There are currently 43 in the province right now, operated by municipalities, First Nations and community organizations.
"Most people don't really know about community forests. We're not really on the radar much here in B.C.," says Gunter.
Gunter says the association is currently working on a guide to non-timber forest products such as plant pharmaceuticals, mushrooms, berries and eco-tourism.
"Because they're a form of forest tenure, they've had to be very focused on timber harvesting. But as time goes on, there's more and more interest in diversifying and trying to figure out ways to survive into the future, particularly the ones that are in mountain pine-beetle affected areas."
'Keeping the community alive'
The Cheslatta Carrier First Nation (CCN), located about 50 kilometres south of Burns Lake, also holds a community forest license that supports one mill jointly owned by the CCN, the non-Native community of Ootsa Lake and Carrier Lumber Ltd.
Last December, the CCN signed a memorandum of understanding with bioenergy developer Pristine Power, paving the way for Pristine to build a 10-megawatt gasification plant that will feed off this mill's residue as well as nearby logging wood waste.
Mike Robertson, senior policy advisor for the CCN, says council had been looking for an alternative use for its mill waste -- 80,000 tonnes of which is currently incinerated in a beehive burner -- for 15 years.
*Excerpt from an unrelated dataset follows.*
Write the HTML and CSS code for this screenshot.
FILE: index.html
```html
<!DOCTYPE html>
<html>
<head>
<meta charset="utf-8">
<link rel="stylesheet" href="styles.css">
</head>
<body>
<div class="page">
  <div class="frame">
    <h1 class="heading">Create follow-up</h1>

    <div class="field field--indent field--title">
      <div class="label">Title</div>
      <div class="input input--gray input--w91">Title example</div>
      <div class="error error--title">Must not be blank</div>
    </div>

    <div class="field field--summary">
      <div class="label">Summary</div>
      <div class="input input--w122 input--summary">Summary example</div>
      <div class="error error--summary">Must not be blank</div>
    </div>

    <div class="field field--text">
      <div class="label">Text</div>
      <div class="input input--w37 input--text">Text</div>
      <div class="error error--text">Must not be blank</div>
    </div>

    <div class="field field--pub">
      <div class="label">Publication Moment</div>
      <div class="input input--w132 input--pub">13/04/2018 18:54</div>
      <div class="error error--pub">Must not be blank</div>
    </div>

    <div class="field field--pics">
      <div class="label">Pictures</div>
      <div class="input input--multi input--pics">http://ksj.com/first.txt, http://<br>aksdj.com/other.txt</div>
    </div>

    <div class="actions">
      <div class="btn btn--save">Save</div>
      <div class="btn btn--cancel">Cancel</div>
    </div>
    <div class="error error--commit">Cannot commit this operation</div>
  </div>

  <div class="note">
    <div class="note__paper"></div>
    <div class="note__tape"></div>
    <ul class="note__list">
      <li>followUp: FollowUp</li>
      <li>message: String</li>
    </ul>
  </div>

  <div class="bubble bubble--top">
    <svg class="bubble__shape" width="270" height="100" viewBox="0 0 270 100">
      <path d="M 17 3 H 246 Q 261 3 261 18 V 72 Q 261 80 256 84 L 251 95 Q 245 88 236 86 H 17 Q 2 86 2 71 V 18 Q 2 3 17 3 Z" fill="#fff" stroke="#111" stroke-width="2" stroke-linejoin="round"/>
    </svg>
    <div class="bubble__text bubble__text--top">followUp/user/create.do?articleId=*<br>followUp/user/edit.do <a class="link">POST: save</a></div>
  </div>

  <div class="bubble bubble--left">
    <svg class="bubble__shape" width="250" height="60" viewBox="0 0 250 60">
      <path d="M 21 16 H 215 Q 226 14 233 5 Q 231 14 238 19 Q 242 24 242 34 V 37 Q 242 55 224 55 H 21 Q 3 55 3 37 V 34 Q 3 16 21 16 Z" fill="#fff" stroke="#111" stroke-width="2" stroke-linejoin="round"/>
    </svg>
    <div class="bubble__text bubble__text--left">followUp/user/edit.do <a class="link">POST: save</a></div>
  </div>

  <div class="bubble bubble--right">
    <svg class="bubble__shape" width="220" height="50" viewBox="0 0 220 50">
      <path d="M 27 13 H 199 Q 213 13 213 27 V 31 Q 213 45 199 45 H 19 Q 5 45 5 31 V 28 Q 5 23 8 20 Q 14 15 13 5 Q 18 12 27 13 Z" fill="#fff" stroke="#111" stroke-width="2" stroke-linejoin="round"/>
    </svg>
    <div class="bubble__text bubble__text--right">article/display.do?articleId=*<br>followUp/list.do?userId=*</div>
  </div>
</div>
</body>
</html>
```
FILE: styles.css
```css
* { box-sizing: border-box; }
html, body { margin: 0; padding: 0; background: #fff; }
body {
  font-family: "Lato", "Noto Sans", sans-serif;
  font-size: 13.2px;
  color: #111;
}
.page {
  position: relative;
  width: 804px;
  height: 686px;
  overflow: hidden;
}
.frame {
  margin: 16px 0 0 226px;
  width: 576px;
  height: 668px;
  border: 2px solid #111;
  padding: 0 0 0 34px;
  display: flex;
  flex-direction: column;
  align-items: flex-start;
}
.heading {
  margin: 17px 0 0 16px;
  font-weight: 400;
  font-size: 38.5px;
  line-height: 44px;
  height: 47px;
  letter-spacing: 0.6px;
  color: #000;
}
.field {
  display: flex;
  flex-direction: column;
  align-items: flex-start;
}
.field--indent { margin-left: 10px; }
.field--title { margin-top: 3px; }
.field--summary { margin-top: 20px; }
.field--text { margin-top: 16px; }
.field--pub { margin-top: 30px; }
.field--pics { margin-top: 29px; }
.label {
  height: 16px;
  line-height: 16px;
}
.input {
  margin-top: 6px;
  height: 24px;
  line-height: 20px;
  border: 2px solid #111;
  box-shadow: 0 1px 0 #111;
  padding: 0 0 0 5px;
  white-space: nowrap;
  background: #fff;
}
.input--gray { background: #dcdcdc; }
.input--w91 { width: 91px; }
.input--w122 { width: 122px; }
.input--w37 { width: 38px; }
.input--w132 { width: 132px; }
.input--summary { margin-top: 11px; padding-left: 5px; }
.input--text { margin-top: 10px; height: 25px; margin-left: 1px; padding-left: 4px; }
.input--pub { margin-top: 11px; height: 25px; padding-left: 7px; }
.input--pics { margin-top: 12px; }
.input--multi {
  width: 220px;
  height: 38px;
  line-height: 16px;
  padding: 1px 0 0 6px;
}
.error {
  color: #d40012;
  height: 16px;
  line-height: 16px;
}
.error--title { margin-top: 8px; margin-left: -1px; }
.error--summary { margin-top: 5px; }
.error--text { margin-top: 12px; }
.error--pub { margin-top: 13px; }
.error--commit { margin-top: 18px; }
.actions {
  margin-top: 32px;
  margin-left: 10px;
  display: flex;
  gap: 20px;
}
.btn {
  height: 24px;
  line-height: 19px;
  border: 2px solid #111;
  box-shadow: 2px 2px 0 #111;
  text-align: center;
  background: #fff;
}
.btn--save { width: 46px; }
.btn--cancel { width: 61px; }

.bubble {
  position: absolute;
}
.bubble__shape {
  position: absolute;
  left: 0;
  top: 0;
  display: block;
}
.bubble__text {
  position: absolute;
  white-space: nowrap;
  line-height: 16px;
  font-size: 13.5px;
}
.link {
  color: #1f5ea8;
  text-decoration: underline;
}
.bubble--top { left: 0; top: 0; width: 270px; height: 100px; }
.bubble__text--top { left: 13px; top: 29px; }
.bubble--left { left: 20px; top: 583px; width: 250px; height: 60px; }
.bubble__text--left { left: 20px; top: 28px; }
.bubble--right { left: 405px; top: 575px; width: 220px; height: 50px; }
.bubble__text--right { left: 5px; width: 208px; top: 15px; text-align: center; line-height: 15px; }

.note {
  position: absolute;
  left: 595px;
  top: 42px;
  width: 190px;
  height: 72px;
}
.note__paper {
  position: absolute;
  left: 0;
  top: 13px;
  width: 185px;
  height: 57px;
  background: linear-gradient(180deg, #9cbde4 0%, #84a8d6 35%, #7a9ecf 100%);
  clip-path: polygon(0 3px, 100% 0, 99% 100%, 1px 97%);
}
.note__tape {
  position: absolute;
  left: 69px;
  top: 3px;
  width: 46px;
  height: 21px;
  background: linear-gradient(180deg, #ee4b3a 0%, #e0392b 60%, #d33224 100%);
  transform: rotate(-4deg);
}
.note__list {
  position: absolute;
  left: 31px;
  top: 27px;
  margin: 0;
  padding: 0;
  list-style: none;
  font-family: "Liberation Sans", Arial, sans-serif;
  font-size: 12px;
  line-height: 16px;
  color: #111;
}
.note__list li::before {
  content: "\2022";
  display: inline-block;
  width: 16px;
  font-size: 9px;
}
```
Their mill currently runs on diesel generators, and operating costs have increased by $1 million in the past six months alone, says Robertson.
"Keeping the community alive is what we're all about. If we can break even for 25 or 50 years, we're incredibly successful, and that's our goal."
If there's a lesson to be taken from such efforts to get the most out of wood waste, argue experts, it's that diversification is key. And in this new forest economy, smaller community operations are better positioned to pull it off.
But not without key changes at the government level, say some experts, who point out that the success or failure of smaller community operations to adapt to a changing economy still hinges greatly on provincial forestry policies and trade agreements.
Beyond the next few decades awaits a new set of challenges for B.C.'s forest communities. Richard Hebda, the curator of botany and earth history at the Royal B.C. Museum, says to expect more pests, more fires and fewer trees – changing the way the forest can be used as a resource.
"Community forests, with good scientific, scholarly advice, wide-open discussion and council participation, have a great opportunity," says Hebda.
"At a provincial scale, we need to change the way the tenure system enables new innovations to go forth. We have to take action now."